OK, I just finished reading 文脈化教会の形成, the Japanese translation of Mitsuo Fukuda’s PhD Thesis “Developing a contextualized church as a bridge to Christianity in Japan”. It’s much easier to get hold of the Japanese translation, which is published as a book by Harvest Time Ministries, than the original thesis, which is unpublished and so you have to order at great expense from UMI.
At one point I was planning to translate the whole thing, but it’s a lot of work, my experience with “Mentoring Like Barnabas” have taught me that it’s a pain to drum up interest in making these translations widely available, there are only a very small number of people who’d be interested, and frankly, if you want to understand Japanese culture, you’re probably better off being able to read Japanese anyway. But I will give you the Conclusions section:
- The Japanese church needs to provide recipient-oriented answers drawn from Biblical teaching to the questions of people coming from a Japanese worldview.
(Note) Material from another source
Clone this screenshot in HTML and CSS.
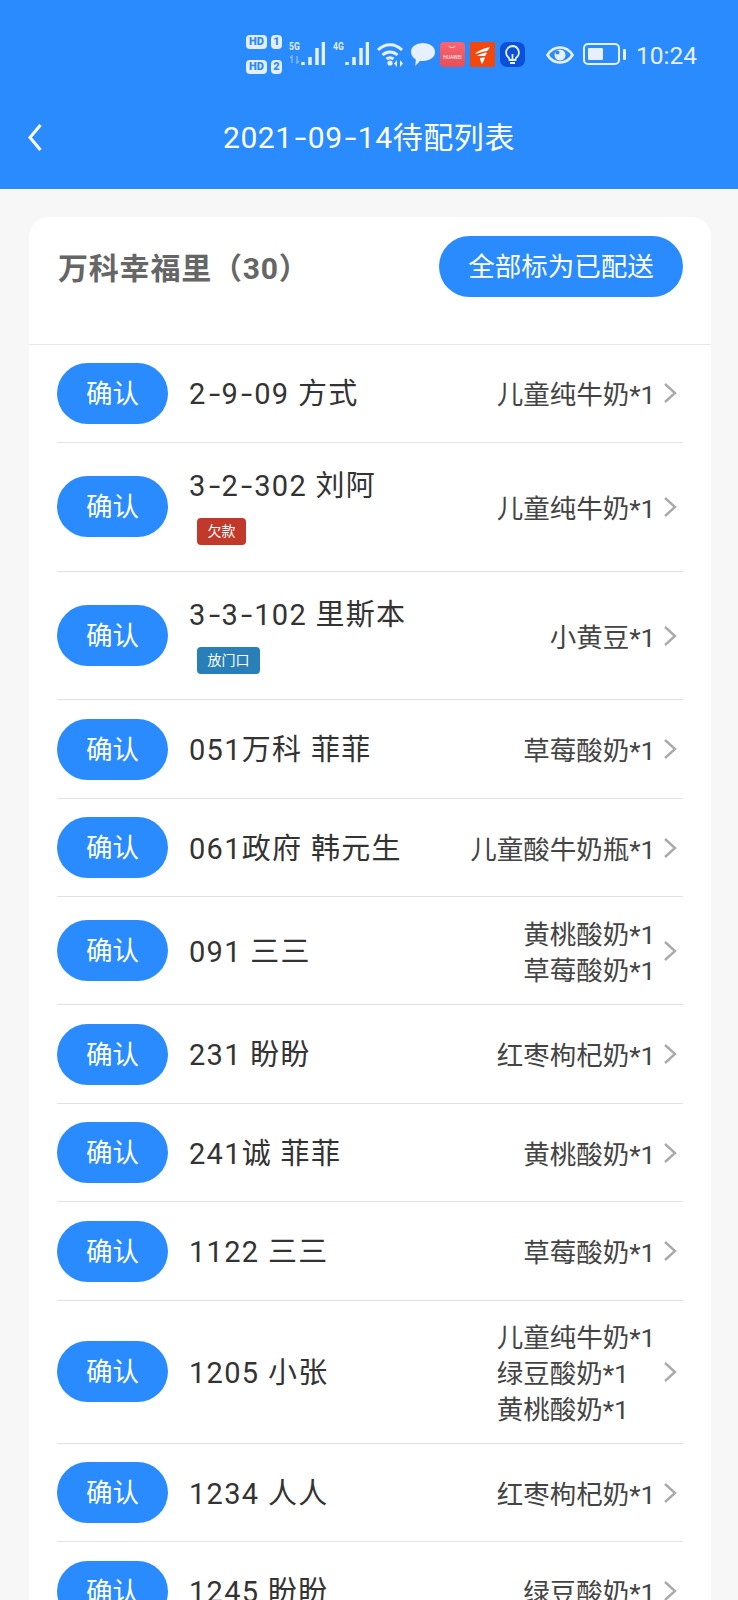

- The felt needs of Japanese with a supernaturalist tendency need to be dealt with within the contextualized church. The church can be seen as being made up of people who have been given authority who can access God’s supernatural power. Thus it becomes a window into the world of the spirits where Japanese people can meet with Jesus who fills the cosmos. Additionally it is a battleground where evil influences are rebuked in the name of Jesus.
- The needs arising from a group tendency need to be dealt with within the contextualized church. The church is a living community where people receive a renewed self-understanding, and it can be depicted as a family corporation unified by the call to mission.
- The church needs to share the Gospel by combining power encounters with truth encounters and faithfulness encounters. It can achieve this by using small group dynamics and mentoring systems, as well as contextualized rituals.
- The purpose of these strategies is to show that, as Jesus is greater than all gods and Boddhishatvas, Japanese can devote themselves faithfully to him.
There’s a great section in one of the chapters on models of contextualised churches where he explains how mentoring, small groups and public worship all knit together to bring people more and more into the church. It felt a little bit mechanistic for me, putting individuals onto an ecclesiastical assembly line, but it’s again a way of providing vehicles for involvement which are often sadly lacking in Japanese churches at the moment.
It’s also interesting to compare the theory, as described in the book, with the practice - what actually happens in Fukuda’s house church groups. Some things are clearly still there, others have gone by the wayside. I aim to make that comparison in a future post.